Liquidity by design features prominently, with daily ATM programs to refinance dividends and manage shocks. Walton contrasts this mechanism with legacy debt windows that can shut during stress. He cautions that committee-driven index inclusion, education gaps, and whale distribution can slow the thesis despite sound engineering.

Stakeholder Perspectives

  1. Institutional allocators: Want standardized collateral reporting, stress tests, and comparable credit metrics before sizing positions.
  2. Retail investors: Need simple explanations of seniority, peg rules, and dividend durability through drawdowns.
  3. Treasury companies: Prioritize Bitcoin-per-share accretion, scalable issuance, and pathways to index inclusion.
  4. Exchanges and underwriters: Focus on reliable ATM mechanics, covenant transparency, and orderly secondary-market liquidity.
  5. Regulators and ratings bodies: Seek consistent disclosures, risk governance evidence, and cross-issuer comparability.

Implications and Future Outlook

If issuers deliver objective collateralization metrics around mergers, allocator trust can expand from niche to core fixed-income sleeves. Reliable ATM access through stress would validate dividend coverage assumptions. Together these signals could compress spreads and normalize Bitcoin-backed credit on bond desks.

Committee decisions on index inclusion will act as step-functions for passive flows and liquidity depth. Education that maps digital-collateral mechanics to familiar bond heuristics is a gating factor. Without it, mispricing and episodic funding gaps may persist even as balance-sheet engineering improves.

Copycat issuance will test whether product standards or weak governance dominate the next cohort. Survivors will likely pair conservative buffers with transparent reporting and credible contingency playbooks. Consolidation may follow, with stronger treasuries absorbing fragile peers to maintain dividend expectations.

Some Key Information Gaps

  1. How should investors evaluate the claimed collateralization gains from the Strive–Semler combination? Credit quality determines access to large capital pools and financing costs, so verifiable metrics are pivotal for adoption.
  2. Under what conditions could ATM-dependent refinancing fail to meet dividend needs? Identifying stress points informs solvency narratives and shapes liquidity risk management.
  3. Which STRF/STRC design parameters most influence perceived safety and adoption? Clear levers guide issuer practices and help align products with fixed-income mandates.
  4. What objective criteria would increase the likelihood and timing of index inclusion? Rule-like triggers reduce discretion risk and enable planning for passive-flow impacts.
  5. What rating-agency frameworks could credibly assess perpetual preferreds backed by Bitcoin? Standardized evaluation unlocks institutional participation across jurisdictions.
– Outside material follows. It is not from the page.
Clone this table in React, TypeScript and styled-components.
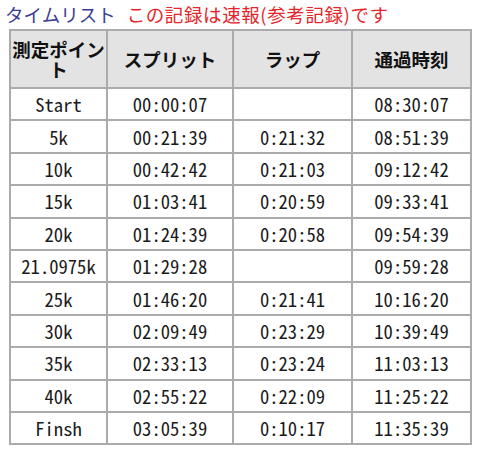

Broader Implications for Bitcoin

Institutional Credit Market Translation

Bitcoin exposure that maps cleanly into fixed-income products can shift institutional demand from tactical equity bets to balance-sheet allocations. If standardized disclosures and rating templates emerge, pensions and insurers can underwrite digital collateral with familiar metrics. This translation could reprice perceived risk and widen the investor base beyond equity-only channels.

Balance-Sheet Engineering as Monetary Bridge

Treasury M&A and over-collateralized structures act as a bridge between scarce digital collateral and legacy funding markets. As issuers prove dividend durability through volatility, bond-style cash flows tied to Bitcoin may gain credibility. Over time, this could integrate Bitcoin into corporate finance norms without requiring wholesale policy shifts.

Index-Mediated Reflexivity

Index inclusion can convert narrative legitimacy into mechanical flows that reinforce pricing and liquidity. If treasuries achieve eligibility, passive demand may stabilize secondary markets and reduce issuance costs. The reflexive loop would amplify prudent governance and penalize weak standards across the issuer set.

Risk Governance and Public Reporting Standards

Consistent collateral audits, stress-test regimes, and covenant transparency will set de facto industry baselines. Issuers that exceed these baselines can access cheaper capital and weather drawdowns with fewer disruptions. The standards would travel across sectors and jurisdictions, shaping how digital collateral interfaces with regulated finance.

Liquidity Architecture and Market Stability

ATM programs and contingency facilities represent a new liquidity architecture for assets tied to programmatic scarcity. If these tools operate through stress, they could dampen procyclicality and reduce forced selling. Conversely, design flaws would transmit shocks, making robust pre-commitments and buffers a public-interest concern.